Question

If $a,b,c$ are in harmonic progression, then

• A. $\frac{a}{b+c-a},\frac{b}{c+a-b},\frac{c}{a+b-c}$ are in H.P.
• B. $\frac{2}{b}=\frac{1}{b-a}+\frac{1}{b-c}$
• C. $a-\frac{b}{2},\frac{b}{2},c-\frac{b}{2}$ are in G.P.
• D. $\frac{a}{b+c},\frac{b}{c+a},\frac{c}{a+b}$ are in H.P.

Answer 1

Answer: (A), (B), (C), (D)

The correct options are
A $\frac{a}{b+c-a},\frac{b}{c+a-b},\frac{c}{a+b-c}$ are in H.P.
B $\frac{2}{b}=\frac{1}{b-a}+\frac{1}{b-c}$
C $a-\frac{b}{2},\frac{b}{2},c-\frac{b}{2}$ are in G.P.
D $\frac{a}{b+c},\frac{b}{c+a},\frac{c}{a+b}$ are in H.P.

(A) Given, $a,b,c$ are in H.P.
$\Rightarrow \frac{1}{a},\frac{1}{b},\frac{1}{c}$ are in A.P.
$\Rightarrow \frac{a+b+c}{a},\frac{b+c+a}{b},\frac{c+a+b}{c}$ are in A.P.
$\Rightarrow \frac{a+b+c}{a}-2,\frac{b+c+a}{b}-2,\frac{c+a+b}{c}-2$ are in A.P.
$\Rightarrow \frac{a+b+c-2a}{a},\frac{b+c+a-2b}{b},\frac{c+a+b-2c}{c}$ are in A.P.
$\Rightarrow \frac{b+c-a}{a},\frac{c+a-b}{b},\frac{a+b-c}{c}$ are in A.P.
Thus, $\frac{a}{b+c-a},\frac{b}{c+a-b},\frac{c}{a+b-c}$ are in H.P.

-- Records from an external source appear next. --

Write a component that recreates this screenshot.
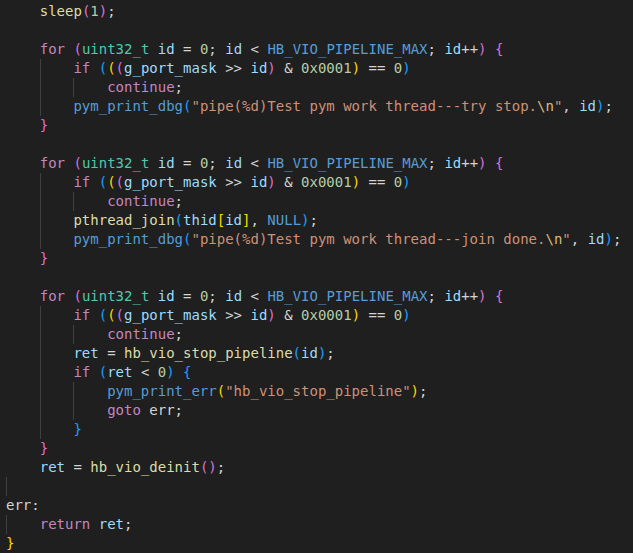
const K = 'text-[#C586C0]';
const T = 'text-[#4EC9B0]';
const V = 'text-[#9CDCFE]';
const F = 'text-[#DCDCAA]';
const M = 'text-[#569CD6]';
const N = 'text-[#B5CEA8]';
const S = 'text-[#CE9178]';
const E = 'text-[#D7BA7D]';
const P = 'text-[#D4D4D4]';
const B1 = 'text-[#FFD700]';
const B2 = 'text-[#DA70D6]';
const B3 = 'text-[#179FFF]';

type Tok = [string, string];
type Line = { toks: Tok[]; guides?: number[] };

const forLine = (): Tok[] => [
  ['    ', P], ['for', K], [' ', P], ['(', B2], ['uint32_t', T], [' ', P], ['id', V], [' = ', P], ['0', N], ['; ', P],
  ['id', V], [' < ', P], ['HB_VIO_PIPELINE_MAX', M], ['; ', P], ['id', V], ['++', P], [')', B2], [' ', P], ['{', B2],
];

const ifLine = (): Tok[] => [
  ['        ', P], ['if', K], [' ', P], ['(', B3], ['(', B1], ['(', B2], ['g_port_mask', V], [' >> ', P], ['id', V], [')', B2],
  [' & ', P], ['0x0001', N], [')', B1], [' == ', P], ['0', N], [')', B3],
];

const contLine = (): Tok[] => [['            ', P], ['continue', K], [';', P]];

const dbg = (msg: string): Tok[] => [
  ['        ', P], ['pym_print_dbg', M], ['(', B3], ['"pipe(%d)Test pym work thread---' + msg, S], ['\\n', E], ['"', S],
  [', ', P], ['id', V], [')', B3], [';', P],
];

const lines: Line[] = [
  { toks: [['    ', P], ['sleep', F], ['(', B2], ['1', N], [')', B2], [';', P]] },
  { toks: [] },
  { toks: forLine() },
  { toks: ifLine(), guides: [1] },
  { toks: contLine(), guides: [1, 2] },
  { toks: dbg('try stop.'), guides: [1] },
  { toks: [['    ', P], ['}', B2]] },
  { toks: [] },
  { toks: forLine() },
  { toks: ifLine(), guides: [1] },
  { toks: contLine(), guides: [1, 2] },
  {
    toks: [['        ', P], ['pthread_join', F], ['(', B3], ['thid', V], ['[', B1], ['id', V], [']', B1], [', ', P], ['NULL', M], [')', B3], [';', P]],
    guides: [1],
  },
  { toks: dbg('join done.'), guides: [1] },
  { toks: [['    ', P], ['}', B2]] },
  { toks: [] },
  { toks: forLine() },
  { toks: ifLine(), guides: [1] },
  { toks: contLine(), guides: [1, 2] },
  {
    toks: [['        ', P], ['ret', V], [' = ', P], ['hb_vio_stop_pipeline', F], ['(', B3], ['id', V], [')', B3], [';', P]],
    guides: [1],
  },
  {
    toks: [['        ', P], ['if', K], [' ', P], ['(', B3], ['ret', V], [' < ', P], ['0', N], [')', B3], [' ', P], ['{', B3]],
    guides: [1],
  },
  {
    toks: [['            ', P], ['pym_print_err', M], ['(', B1], ['"hb_vio_stop_pipeline"', S], [')', B1], [';', P]],
    guides: [1, 2],
  },
  { toks: [['            ', P], ['goto', K], [' ', P], ['err', P], [';', P]], guides: [1, 2] },
  { toks: [['        ', P], ['}', B3]], guides: [1] },
  { toks: [['    ', P], ['}', B2]] },
  { toks: [['    ', P], ['ret', V], [' = ', P], ['hb_vio_deinit', F], ['(', B2], [')', B2], [';', P]] },
  { toks: [], guides: [0] },
  { toks: [['err', P], [':', P]] },
  { toks: [['    ', P], ['return', K], [' ', P], ['ret', V], [';', P]], guides: [0] },
  { toks: [['}', B1]] },
];

const guideLeft = ['left-0', 'left-[33.7px]', 'left-[67.4px]'];

function CodeLine({ line }: { line: Line }) {
  return (
    <div className="relative h-[19px] whitespace-pre">
      {(line.guides || []).map(g => (
        <span key={g} className={`absolute top-0 h-[19px] w-px bg-[#404040] ${guideLeft[g]}`} />
      ))}
      {line.toks.map(([t, c], i) => (
        <span key={i} className={c}>{t}</span>
      ))}
    </div>
  );
}

export default function App() {
  return (
    <div className="w-[633px] h-[553px] overflow-hidden bg-[#1f1f1f] pt-[2px] pl-[6px] font-['DejaVu_Sans_Mono',monospace] text-[14px] leading-[19px]">
      {lines.map((l, i) => (
        <CodeLine key={i} line={l} />
      ))}
    </div>
  );
}
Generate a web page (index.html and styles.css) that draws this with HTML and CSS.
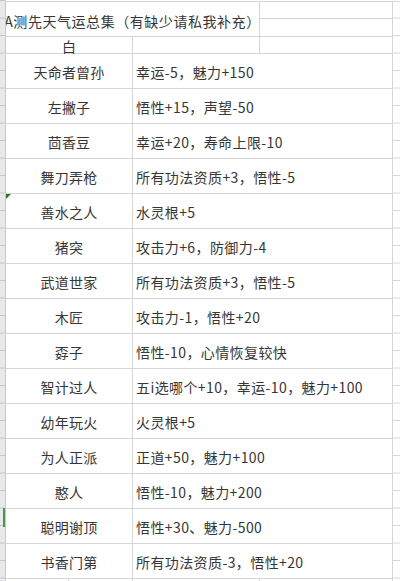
FILE: index.html
```html
<!DOCTYPE html>
<html lang="zh-CN">
<head>
<meta charset="utf-8">
<title>测先天气运总集</title>
<link rel="stylesheet" href="styles.css">
</head>
<body>
<div class="sheet">
  <div class="rowhead"><span class="sel"></span></div>
  <div class="grid">
    <div class="cell title">A测先天气运总集（有缺少请私我补充）</div>
    <div class="cell c1"></div>
    <div class="cell c2"></div>
    <div class="colD"></div>

    <div class="cell name r3">白</div>
    <div class="cell b3"></div>
    <div class="cell c3"></div>

    <div class="cell name">天命者曾孙</div><div class="cell eff">幸运-5，魅力+150</div>
    <div class="cell name">左撇子</div><div class="cell eff">悟性+15，声望-50</div>
    <div class="cell name">茴香豆</div><div class="cell eff">幸运+20，寿命上限-10</div>
    <div class="cell name">舞刀弄枪</div><div class="cell eff">所有功法资质+3，悟性-5</div>
    <div class="cell name flagged"><span class="flag"></span>善水之人</div><div class="cell eff">水灵根+5</div>
    <div class="cell name">猪突</div><div class="cell eff">攻击力+6，防御力-4</div>
    <div class="cell name">武道世家</div><div class="cell eff">所有功法资质+3，悟性-5</div>
    <div class="cell name">木匠</div><div class="cell eff">攻击力-1，悟性+20</div>
    <div class="cell name">孬子</div><div class="cell eff">悟性-10，心情恢复较快</div>
    <div class="cell name">智计过人</div><div class="cell eff">五i选哪个+10，幸运-10，魅力+100</div>
    <div class="cell name">幼年玩火</div><div class="cell eff">火灵根+5</div>
    <div class="cell name">为人正派</div><div class="cell eff">正道+50，魅力+100</div>
    <div class="cell name">憨人</div><div class="cell eff">悟性-10，魅力+200</div>
    <div class="cell name">聪明谢顶</div><div class="cell eff">悟性+30、魅力-500</div>
    <div class="cell name">书香门第</div><div class="cell eff">所有功法资质-3，悟性+20</div>

    <div class="cell lastA"><span class="half"></span><span class="half2"></span></div>
    <div class="cell lastB"></div>
    <div class="cell lastC"></div>
  </div>
</div>
</body>
</html>
```

FILE: styles.css
```css
html, body {
  margin: 0;
  padding: 0;
  background: #ffffff;
  overflow: hidden;
}

.sheet {
  display: flex;
  width: 400px;
  height: 581px;
  overflow: hidden;
  font-family: "Noto Sans CJK SC", "Noto Sans", sans-serif;
  font-size: 14px;
  color: #363636;
}

.rowhead {
  position: relative;
  flex: 0 0 5px;
  border-right: 1px solid #c9c9ce;
  background-color: #e9e9ec;
  background-image: linear-gradient(to bottom, transparent 17px, #c6c6cb 17px, #c6c6cb 18px, transparent 18px);
  background-size: 100% 17.5px;
  background-position: 0 1px;
  z-index: 2;
}

.sel {
  position: absolute;
  top: 508px;
  left: 3px;
  width: 2px;
  height: 19px;
  background: #3f9a45;
}

.grid {
  flex: 1;
  display: grid;
  grid-template-columns: 127px 127px 133px 1fr;
  grid-template-rows: 17px 18px 17px repeat(15, 35px) 12px;
  margin-top: 1px;
  border-top: 1px solid #d6d6d6;
  align-self: flex-start;
}

.cell {
  box-sizing: border-box;
  border-right: 1px solid #d6d6d6;
  border-bottom: 1px solid #d6d6d6;
  display: flex;
  align-items: center;
  white-space: nowrap;
  min-width: 0;
}

.title {
  grid-column: 1 / 3;
  grid-row: 1 / 3;
  justify-content: center;
  padding-top: 3px;
  letter-spacing: 0.55px;
  overflow: visible;
  z-index: 1;
}

.c1 { grid-column: 3; grid-row: 1; }
.c2 { grid-column: 3; grid-row: 2; }
.b3 { grid-column: 2; grid-row: 3; }
.c3 { grid-column: 3; grid-row: 3; }

.colD {
  grid-column: 4;
  grid-row: 1 / -1;
  background-image: linear-gradient(to bottom, transparent 16px, #d6d6d6 16px, #d6d6d6 17px, transparent 17px);
  background-size: 100% 17.5px;
}

.name {
  grid-column: 1;
  justify-content: center;
  padding-top: 1px;
  letter-spacing: 0.2px;
}

.r3 { grid-row: 3; }

.eff {
  grid-column: 2 / 4;
  padding-left: 3px;
  padding-top: 1px;
  letter-spacing: 0.4px;
}

.flagged { position: relative; }

.flag {
  position: absolute;
  top: 0;
  left: 0;
  width: 0;
  height: 0;
  border-top: 5px solid #1f7a34;
  border-right: 5px solid transparent;
}

.lastA {
  grid-column: 1;
  align-items: stretch;
}

.half {
  flex: 0 0 62px;
  border-right: 1px solid #d6d6d6;
}

.half2 { flex: 1; }

.lastB { grid-column: 2; }
.lastC { grid-column: 3; }
```
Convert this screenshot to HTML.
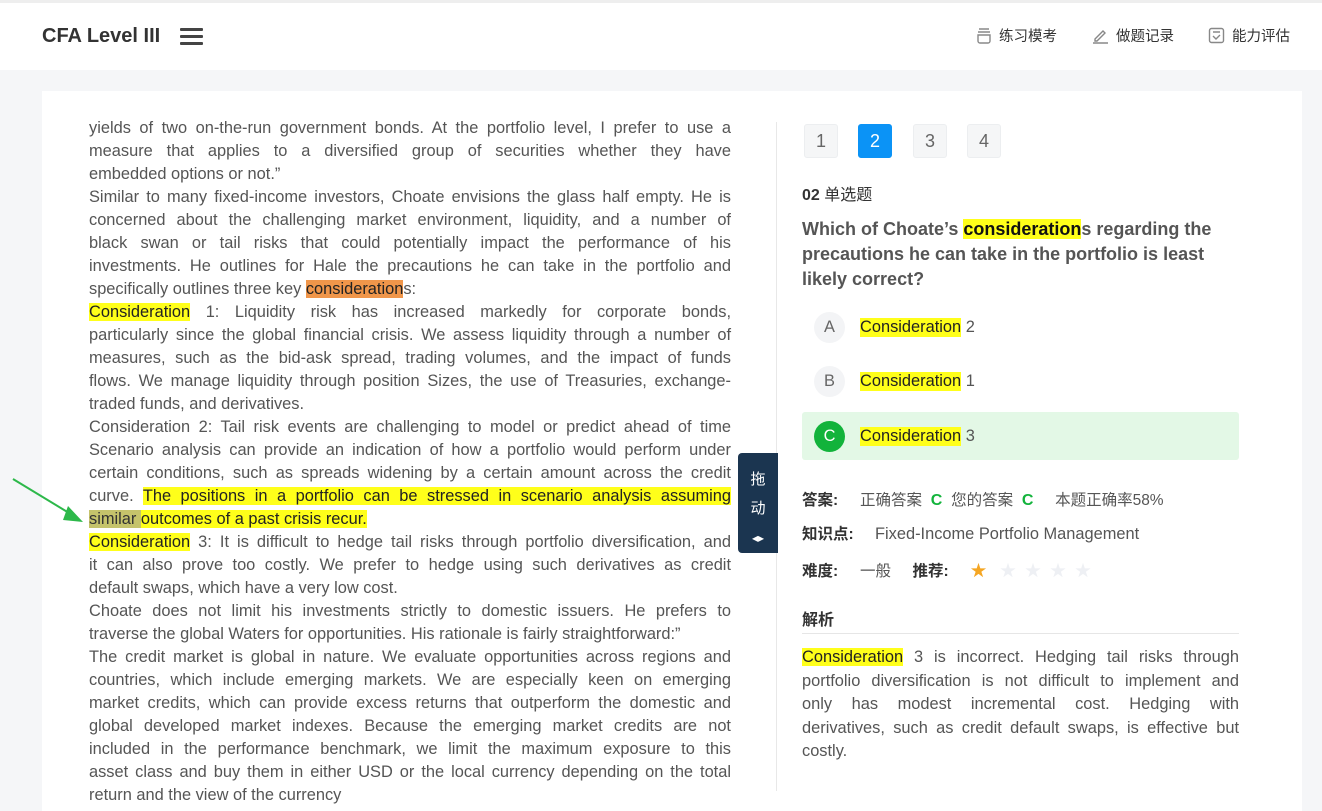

(B) Since $a,b,c$ are in H.P.,
So, the harmonic mean:
$b=\frac{2ac}{a+c}$
$a+c=\frac{2ac}{b}$ .......(i)
Cosider $\frac{1}{b-a}+\frac{1}{b-c}=\frac{b-c+b-a}{(b-a)(b-c)}$
$=\frac{2b-(a+c)}{(b-a)(b-c)}$
$=\frac{2b-(a+c)}{b^2-b(a+c)+ac}$
Substitute the value of equation(i)
$=\frac{2b-\frac{2ac}{b}}{b^2-b\left(\frac{2ac}{b}\right)+ac}$
$=\frac{2}{b}\frac{b^2-ac}{b^2-ac}$
$=\frac{2}{b}$
Therefore, $\frac{1}{b-a}+\frac{1}{b-c}=\frac{2}{b}$


(C) Let us verify geometric mean for given three numbers, then consider
$(a-\frac{b}{2})\times (c-\frac{b}{2})$
$=ac-\frac{b}{2}(a+c)+\frac{b^4}{4}$
$=ac-\frac{b}{2}\frac{2ac}{b}+\frac{b^2}{4}$ [ from equation (i)]
$=\frac{b^2}{4}$
$=(\frac{b}{2}{)}^2$
$\therefore a-\frac{b}{2},\frac{b}{2},c-\frac{b}{2}$ are in G.P.


(D) Since, we have $\frac{a+b+c}{a},\frac{b+c+a}{b},\frac{c+a+b}{c}$ are in A.P.
$\frac{a+b+c}{a}-1,\frac{b+c+a}{b}-1,\frac{c+a+b}{c}-1$ in A.P.
$\Rightarrow \frac{a+b+c-a}{a},\frac{b+c+a-b}{b},\frac{c+a+b-c}{c}$ in A.P
$\Rightarrow \frac{b+c}{a},\frac{c+a}{b},\frac{a+b}{c}$ in A.P
$\therefore \frac{a}{b+c},\frac{b}{c+a},\frac{c}{a+b}$ in H.P.